My feeling is that this is the point when we really need to agree what should be mapped and what not mapped. Historically Sustrans mapping has been used as something of a guide, even when routes don't really exist on the ground. I'd propose that OSM should always record what's on the ground, not what Sustrans pretends exists, and we certainly shouldn't remove routes that actually are still signed just because Sustrans hasn't got around to removing signs (this might take many years). I'd like to see some agreed way to record something like "signed=yes | partial | no" (which gets a bit complex because we use relations, but could be managed I think. Rostranimin (talk) 21:42, 15 August 2020 (UTC)
If being mapped means it's signed then we have adding another value to state (besides proposed and alternate - taginfo says abandoned and disused are already used a little) and the Lifecycle_prefix tags as consistent options. MJ Ray (talk) 10:33, 17 August 2020 (UTC)
I have a wider purpose in suggesting the use of a tag to indicate signage state. As I raised here, I see a growing problem with the inclusion in OSM data of unsigned routes.
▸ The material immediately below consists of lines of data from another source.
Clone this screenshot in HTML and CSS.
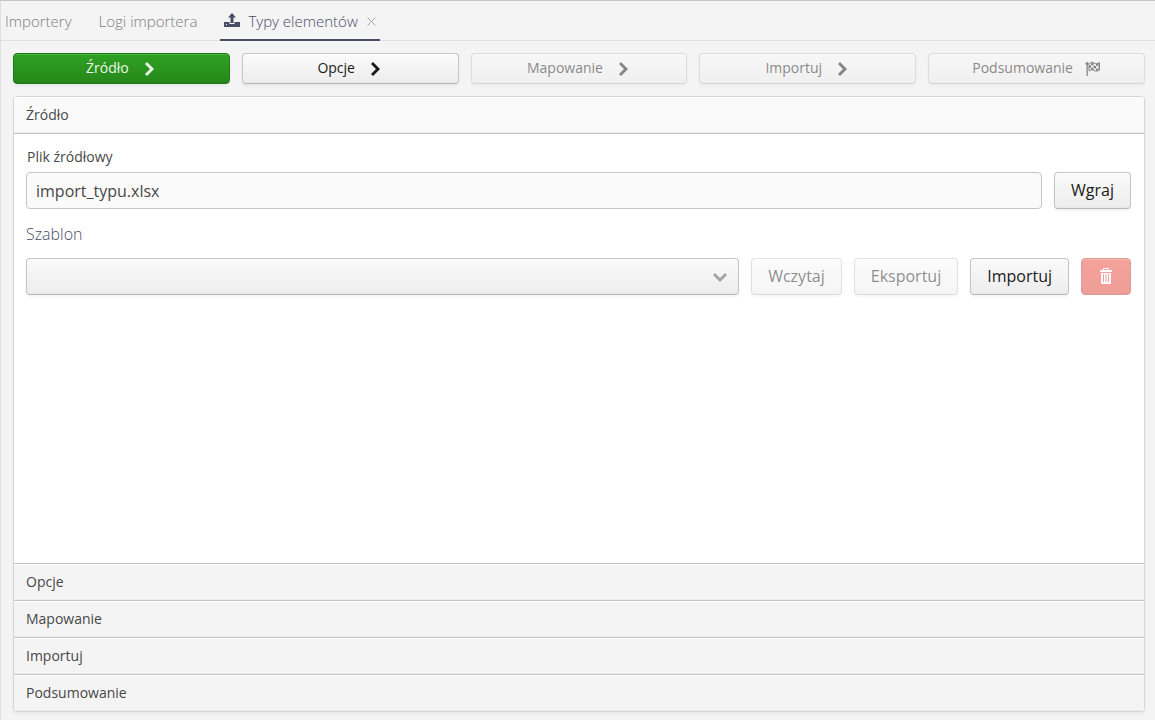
FILE: index.html
```html
<!DOCTYPE html>
<html lang="pl">
  <head>
    <meta charset="UTF-8" />
    <meta name="viewport" content="width=device-width, initial-scale=1.0" />
    <title>Typy elementów</title>
    <link rel="stylesheet" href="styles.css">
  </head>
  <body>
    <nav class="tabs">
      <a href="#importery" class="tab">Importery</a>
      <a href="#logi" class="tab">Logi importera</a>
      <div class="tab active">
        <svg class="tab-icon" width="16" height="16" viewBox="0 0 16 16" fill="currentColor">
          <path d="M8 0l4 4.500h-2.500V10h-3V4.500H4z" />
          <path fill-rule="evenodd" d="M0 9h5.500v2h5V9H16v5H0zM2 11v1h1v-1z" />
        </svg>
        <a href="#typy">Typy elementów</a>
        <button class="tab-close" aria-label="Zamknij">
          <svg width="9" height="9" viewBox="0 0 9 9" fill="none" stroke="currentColor">
            <path d="M.5.5l8 8M8.500.5l-8 8" />
          </svg>
        </button>
      </div>
    </nav>

    <main class="content">
      <div class="steps">
        <button class="button step primary">
          Źródło
          <svg width="16" height="16" viewBox="0 0 16 16" fill="currentColor"><path d="M6 2L4 4l5 5-5 5 2 2 7-7z" /></svg>
        </button>
        <button class="button step">
          Opcje
          <svg width="16" height="16" viewBox="0 0 16 16" fill="currentColor"><path d="M6 2L4 4l5 5-5 5 2 2 7-7z" /></svg>
        </button>
        <button class="button step" disabled>
          Mapowanie
          <svg width="16" height="16" viewBox="0 0 16 16" fill="currentColor"><path d="M6 2L4 4l5 5-5 5 2 2 7-7z" /></svg>
        </button>
        <button class="button step" disabled>
          Importuj
          <svg width="16" height="16" viewBox="0 0 16 16" fill="currentColor"><path d="M6 2L4 4l5 5-5 5 2 2 7-7z" /></svg>
        </button>
        <button class="button step" disabled>
          Podsumowanie
          <svg width="16" height="16" viewBox="0 0 16 16" fill="currentColor">
            <circle cx="2" cy="3.500" r="1.500" />
            <path d="M1.500 4h1.300v12H1.500z" />
            <path d="M4 3.500C6 2 7.500 2 9 3s3.500 1 5.500-.5V10c-2 1.500-4 1.300-5.500.5s-3-1-5 .5z" fill="none" stroke="currentColor" />
            <path d="M6 2.500l2.500.5v2.500L6 5zM11 3.500l2.500-.2v2.500l-2.500.2zM4 5.800L6 5v2.500l-2 .8zM8.500 5.500l2.500.5v2.500L8.500 8zM13.500 5.700l1-.7v2.500l-1 .7zM6 7.500l2.500.5v2L6 9.700zM11 8.500l2.500-.3v2.300l-2.500.3z" />
          </svg>
        </button>
      </div>

      <div class="accordion">
        <button class="accordion-header open" aria-expanded="true">Źródło</button>
        <form class="source-form">
          <label class="caption" for="file">Plik źródłowy</label>
          <div class="row">
            <input class="text-field" id="file" type="text" value="import_typu.xlsx" readonly>
            <button class="button" type="button">Wgraj</button>
          </div>
          <label class="label" for="template">Szablon</label>
          <div class="row">
            <div class="select-wrap">
              <select class="select" id="template">
                <option value=""></option>
              </select>
              <svg class="select-arrow" width="16" height="16" viewBox="0 0 16 16" fill="currentColor"><path d="M1 6l2-2 5 5 5-5 2 2-7 7z" /></svg>
            </div>
            <button class="button" type="button" disabled>Wczytaj</button>
            <button class="button" type="button" disabled>Eksportuj</button>
            <button class="button" type="button">Importuj</button>
            <button class="button danger" type="button" aria-label="Usuń" disabled>
              <svg width="16" height="16" viewBox="0 0 16 16" fill="currentColor">
                <path fill-rule="evenodd" d="M5 2V1q0-1 1-1h4q1 0 1 1v1h2q1 0 1 1v1H2V3q0-1 1-1zM6 1v1h4V1z" />
                <path fill-rule="evenodd" d="M3 5h10v10q0 1-1 1H4q-1 0-1-1zM5 6v8h1V6zM7 6v8h2V6zM10 6v8h1V6z" />
                <path d="M7.500 6h1v8h-1z" />
              </svg>
            </button>
          </div>
        </form>
        <button class="accordion-header">Opcje</button>
        <button class="accordion-header">Mapowanie</button>
        <button class="accordion-header">Importuj</button>
        <button class="accordion-header">Podsumowanie</button>
      </div>
    </main>
  </body>
</html>
```
FILE: styles.css
```css
* {
  box-sizing: border-box;
}
body {
  display: flex;
  flex-direction: column;
  min-height: 100vh;
  margin: 0;
  border-top: 1px solid #c5c5c5;
  border-left: 1px solid #dfdfdf;
  background: #f4f4f4;
  color: #474747;
  font-family: "Open Sans", sans-serif;
  font-size: 16px;
  font-weight: 400;
}
button,
input,
select {
  font: inherit;
}
svg {
  display: block;
  flex: none;
}

/* Tabs */
.tabs {
  display: flex;
  gap: 19px;
  height: 40px;
  border-bottom: 1px solid #dfdfdf;
}
.tab {
  display: flex;
  align-items: center;
  height: 40px;
  padding: 0 4px;
  color: #7d7d7d;
  font-size: 15px;
  font-weight: 300;
  text-decoration: none;
}
.tab a {
  color: inherit;
  text-decoration: none;
}
.tab.active {
  padding-top: 2px;
  border-bottom: 2px solid #4b4c69;
  color: #4b4c69;
}
.tab-icon {
  margin-right: 8px;
}
.tab-close {
  margin-left: 9px;
  padding: 0;
  border: 0;
  background: none;
  color: #a5a5a5;
  cursor: pointer;
}

.content {
  display: flex;
  flex: 1;
  flex-direction: column;
  gap: 12px;
  padding: 12px 10px 8px 12px;
}

/* Buttons */
.button {
  display: flex;
  flex: none;
  align-items: center;
  justify-content: center;
  height: 37px;
  padding: 0 16px 2px;
  border: 1px solid #c5c5c5;
  border-bottom-color: #b8b8b8;
  border-radius: 4px;
  background: linear-gradient(#fafafa, #ededed);
  box-shadow: inset 0 1px 0 #fff, inset 0 -1px 0 #e8e8e8, 0 2px 3px rgba(0, 0, 0, 0.05);
  color: #191919;
  cursor: pointer;
}
.button:disabled {
  opacity: 0.5;
  cursor: default;
}
.button.danger {
  border-color: #bb382e;
  background: linear-gradient(#ed473b, #e13e32);
  box-shadow: inset 0 1px 0 #f3695f, inset 0 -1px 0 #d4382d;
  color: #fff;
}
.steps {
  display: grid;
  grid-template-columns: repeat(5, 1fr);
  gap: 12px;
}
.step {
  gap: 12px;
  height: 31px;
  font-size: 14px;
}
.step.primary {
  border-color: #227819;
  background: linear-gradient(#2fa123, #26881b);
  box-shadow: inset 0 1px 0 #43b536, inset 0 -1px 0 #237d19, 0 2px 3px rgba(0, 0, 0, 0.05);
  color: #eaf6e8;
}

/* Accordion */
.accordion {
  display: flex;
  flex: 1;
  flex-direction: column;
  overflow: hidden;
  border: 1px solid #d5d5d5;
  border-radius: 4px;
  background: #fff;
  box-shadow: 0 2px 3px rgba(0, 0, 0, 0.05);
}
.accordion-header {
  height: 37px;
  padding: 0 12px 2px;
  border: 0;
  border-top: 1px solid #c5c5c5;
  background: #f4f4f4;
  box-shadow: inset 0 1px 0 #fff, inset 0 -1px 0 #ebebeb;
  color: #474747;
  font-size: 14px;
  text-align: left;
  cursor: pointer;
}
.accordion-header.open {
  border-top: 0;
  border-bottom: 1px solid #c5c5c5;
  background: #fafafa;
}

/* Source form */
.source-form {
  display: flex;
  flex: 1;
  flex-direction: column;
  padding: 13px 13px 12px 12px;
}
.caption {
  padding: 0 1px;
  margin-bottom: 5px;
  font-size: 14px;
  line-height: 20px;
}
.label {
  margin: 13px 0 12px;
  color: #4b4c69;
  font-weight: 300;
  line-height: 24px;
}
.row {
  display: flex;
  gap: 12px;
}
.text-field {
  flex: 1;
  min-width: 0;
  height: 37px;
  padding: 0 9px;
  border: 1px solid #c5c5c5;
  border-radius: 4px;
  background: #fafafa;
  color: #474747;
}
.select-wrap {
  position: relative;
  flex: 1;
}
.select {
  width: 100%;
  height: 37px;
  padding: 0 37px 0 9px;
  border: 1px solid #c5c5c5;
  border-bottom-color: #b8b8b8;
  border-radius: 4px;
  background: linear-gradient(#fafafa, #ededed);
  box-shadow: inset 0 1px 0 #fff, inset 0 -1px 0 #e8e8e8, 0 2px 3px rgba(0, 0, 0, 0.05);
  appearance: none;
}
.select-arrow {
  position: absolute;
  top: 11px;
  right: 11px;
  color: #a3a3a3;
  pointer-events: none;
}
```
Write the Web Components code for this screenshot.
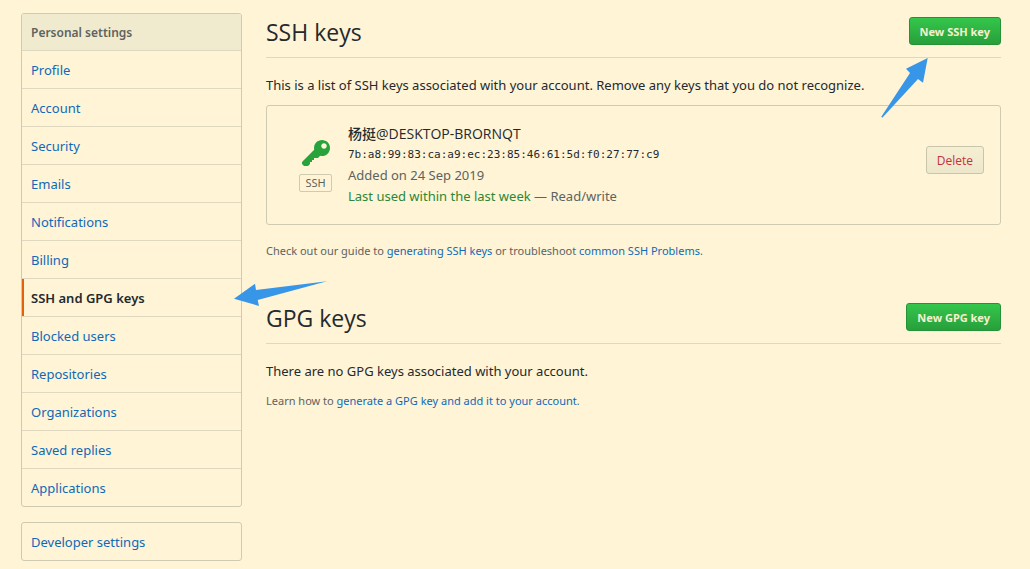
<!DOCTYPE html>
<html lang="en">
<head>
<meta charset="utf-8">
<title>SSH and GPG keys</title>
<style>
  html { background: #fff4d6; }
  body {
    margin: 0;
    font: 13px/21px "Noto Sans", "Open Sans", "Noto Sans CJK SC", sans-serif;
    color: #24292e;
    --line: #cfcab2;
    --soft-line: #dfd8bf;
    --link: #0f69b8;
    --muted: #5e635f;
  }
</style>
</head>
<body>
<settings-page></settings-page>
<script>
const define = (name, html) => {
  const template = document.createElement('template');
  template.innerHTML = html;
  customElements.define(name, class extends HTMLElement {
    constructor() {
      super();
      this.attachShadow({ mode: 'open' }).append(template.content.cloneNode(true));
    }
  });
};

define('side-menu', `
  <style>
    :host { display: block; border: 1px solid var(--line); border-radius: 3px; }
    nav { display: flex; flex-direction: column; }
  </style>
  <nav><slot></slot></nav>`);

define('menu-heading', `
  <style>
    :host { display: block; background: #f0ebcf; border-radius: 2px 2px 0 0; }
    h3 { margin: 0; padding: 9px 9px 7px; font-size: 12px; line-height: 20px; font-weight: 600; color: var(--muted); }
  </style>
  <h3><slot></slot></h3>`);

customElements.define('menu-item', class extends HTMLElement {
  connectedCallback() {
    this.attachShadow({ mode: 'open' }).innerHTML = `
      <style>
        :host { display: block; position: relative; border-top: 1px solid var(--soft-line); }
        :host(:only-child) { border-top: 0; }
        a { display: block; padding: 9px 9px 7px; line-height: 21px; color: var(--link); text-decoration: none; }
        :host([current]) a { color: #24292e; font-weight: 600; }
        :host([current]) a::before { content: ""; position: absolute; inset: 0 auto 0 0; width: 2px; background: #e36209; }
      </style>
      <a href="#"><slot></slot></a><slot name="pointer"></slot>`;
    if (this.hasAttribute('current')) this.shadowRoot.querySelector('a').setAttribute('aria-current', 'page');
  }
});

define('action-button', `
  <style>
    :host { display: block; flex: none; }
    button {
      display: block; box-sizing: border-box; height: 28px; padding: 1px 10px 0;
      border: 1px solid #269238; border-radius: 3px;
      font: 700 11px/25px "Noto Sans", "Open Sans", sans-serif; color: #f4f1d0; white-space: nowrap;
      background: linear-gradient(#34c64b, #289f3b);
    }
    :host([danger]) button {
      color: #c7303a; font-size: 12px; font-weight: 500; border-color: #c9c5ad;
      font-family: "Open Sans", "Noto Sans", sans-serif;
      background: linear-gradient(#f6efd2, #ece7cc);
    }
  </style>
  <button type="button"><slot></slot></button>`);

define('section-heading', `
  <style>
    :host { display: flex; justify-content: space-between; align-items: flex-start; height: 40px; padding-top: 4px; border-bottom: 1px solid var(--soft-line); }
    h2 { margin: 0; font: 400 23px/30px "Open Sans", "Noto Sans", sans-serif; }
  </style>
  <h2><slot></slot></h2><slot name="action"></slot>`);

define('help-note', `
  <style>
    :host { display: block; font-size: 11px; line-height: 18px; color: var(--muted); }
    ::slotted(a) { color: var(--link); text-decoration: none; }
  </style>
  <slot></slot>`);

define('key-card', `
  <style>
    :host { display: flex; align-items: center; padding: 17px 16px; border: 1px solid var(--line); border-radius: 3px; }
    .kind { display: flex; flex-direction: column; align-items: center; gap: 4px; width: 65px; }
    svg { display: block; fill: #28a33c; }
    .label { box-sizing: border-box; height: 18px; padding: 0 5px; border: 1px solid var(--line); border-radius: 2px; font-size: 11px; line-height: 16px; color: var(--muted); }
    .info { flex: 1; display: flex; flex-direction: column; color: var(--muted); }
    strong { font: 500 14px/21px "Open Sans", "Noto Sans", "Noto Sans CJK SC", sans-serif; color: #24292e; }
    code { font: 11px/21px "DejaVu Sans Mono", monospace; color: #24292e; }
    .used { color: #2a8737; }
    action-button { align-self: flex-start; margin-top: 23px; }
  </style>
  <div class="kind">
    <svg width="28" height="32" viewBox="0 0 14 16" aria-hidden="true"><path fill-rule="evenodd" d="M12.83 2.17C12.08 1.42 11.14 1.03 10 1c-1.13.03-2.08.42-2.83 1.17S6.04 3.86 6.01 5c0 .3.03.59.09.89L0 12v1l1 1h2l1-1v-1h1v-1h1v-1h2l1.09-1.11c.3.08.59.11.91.11 1.14-.03 2.08-.42 2.83-1.17S13.97 6.14 14 5c-.03-1.14-.42-2.08-1.17-2.83zM11 5.38c-.77 0-1.38-.61-1.38-1.38 0-.77.61-1.38 1.38-1.38.77 0 1.38.61 1.38 1.38 0 .77-.61 1.38-1.38 1.38z"/></svg>
    <span class="label">SSH</span>
  </div>
  <div class="info">
    <strong><slot name="name"></slot></strong>
    <code><slot name="fingerprint"></slot></code>
    <span><slot name="added"></slot></span>
    <span><span class="used"><slot name="used"></slot></span> — <slot name="access"></slot></span>
  </div>
  <action-button danger>Delete</action-button>`);

define('pointer-up', `
  <style>:host { display: block; position: absolute; top: 45px; right: 73px; pointer-events: none; } svg { display: block; fill: #3896e8; }</style>
  <svg width="47" height="60" viewBox="0 0 47 60" aria-hidden="true"><path d="M46.700 0L25 10.700 29 15 .3 58.700 1.300 59.700 37 21 42 24.700z"/></svg>`);

define('pointer-left', `
  <style>:host { display: block; position: absolute; top: 2px; left: 212px; z-index: 1; pointer-events: none; } svg { display: block; fill: #3896e8; }</style>
  <svg width="94" height="26" viewBox="0 0 94 26" aria-hidden="true"><path d="M0 17.700L21 2.700 22 9 93 .3 23.700 19 25 25z"/></svg>`);

define('settings-page', `
  <style>
    :host { display: flex; align-items: flex-start; gap: 24px; padding: 13px 29px 8px 21px; }
    aside { flex: none; width: 221px; display: flex; flex-direction: column; gap: 15px; }
    main { flex: 1; min-width: 0; position: relative; }
    p { margin: 17px 0 9px; }
    help-note { margin-top: 17px; }
    .gpg { margin-top: 39px; }
    .gpg help-note { margin-top: 10px; }
  </style>
  <aside>
    <side-menu>
      <menu-heading>Personal settings</menu-heading>
      <menu-item>Profile</menu-item>
      <menu-item>Account</menu-item>
      <menu-item>Security</menu-item>
      <menu-item>Emails</menu-item>
      <menu-item>Notifications</menu-item>
      <menu-item>Billing</menu-item>
      <menu-item current>SSH and GPG keys<pointer-left slot="pointer"></pointer-left></menu-item>
      <menu-item>Blocked users</menu-item>
      <menu-item>Repositories</menu-item>
      <menu-item>Organizations</menu-item>
      <menu-item>Saved replies</menu-item>
      <menu-item>Applications</menu-item>
    </side-menu>
    <side-menu><menu-item>Developer settings</menu-item></side-menu>
  </aside>
  <main>
    <section>
      <section-heading>SSH keys<action-button slot="action">New SSH key</action-button></section-heading>
      <p>This is a list of SSH keys associated with your account. Remove any keys that you do not recognize.</p>
      <key-card>
        <span slot="name">杨挺@DESKTOP-BRORNQT</span>
        <span slot="fingerprint">7b:a8:99:83:ca:a9:ec:23:85:46:61:5d:f0:27:77:c9</span>
        <span slot="added">Added on 24 Sep 2019</span>
        <span slot="used">Last used within the last week</span>
        <span slot="access">Read/write</span>
      </key-card>
      <help-note>Check out our guide to <a href="#">generating SSH keys</a> or troubleshoot <a href="#">common SSH Problems</a>.</help-note>
    </section>
    <section class="gpg">
      <section-heading>GPG keys<action-button slot="action">New GPG key</action-button></section-heading>
      <p>There are no GPG keys associated with your account.</p>
      <help-note>Learn how to <a href="#">generate a GPG key and add it to your account</a>.</help-note>
    </section>
    <pointer-up></pointer-up>
  </main>`);
</script>
</body>
</html>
Some of these are relatively formal things - with some kind of formal description. Others are just someone's hobby route - perhaps described as part of a web page or something. Practically I think that the easiest way to deal with these isn't to argue with people over their inclusion, but to mark that they don't exist on the ground - that they aren't signed. What I proposed on that discussion was...
  • signed=yes (route is signed using an identifier and overall signage is sufficient so route can be followed without a map)
  • signed=frequently (route overall can mostly be followed without a map, but there are some problems)
  • signed=rarely (route signs exist, but can't be followed without a map)
  • signed=no (this is an unsigned route)
Rostranimin (talk) 18:00, 17 August 2020 (UTC)
Well, I think hobby routes have no place on the map. They do not really do anyone any good and would probably be better as GPX overlays/downloads on the hobby website - unless they've got signs up somehow. There's one near me which I probably should remove from the map: relation 3773003 doesn't exist on the ground or even on the linked website any more, as far as I can tell. A more difficult example is the LEL route 8885353.
I think it's OK for the map to contain a route that is unsigned but expected to be signed eventually (state=proposed). A more difficult question is whether it should show routes that are unsigned because it's not good enough for inclusion in the network and the operator hopes to build something better but this is the best completion for now (state=recommended).
I think you're tackling a different problem with the signed=* tags: a signage description, similar to the surface descriptions, might be useful, but isn't quite the same as whether a route is still maintained/monitored and has an operator/sponsor.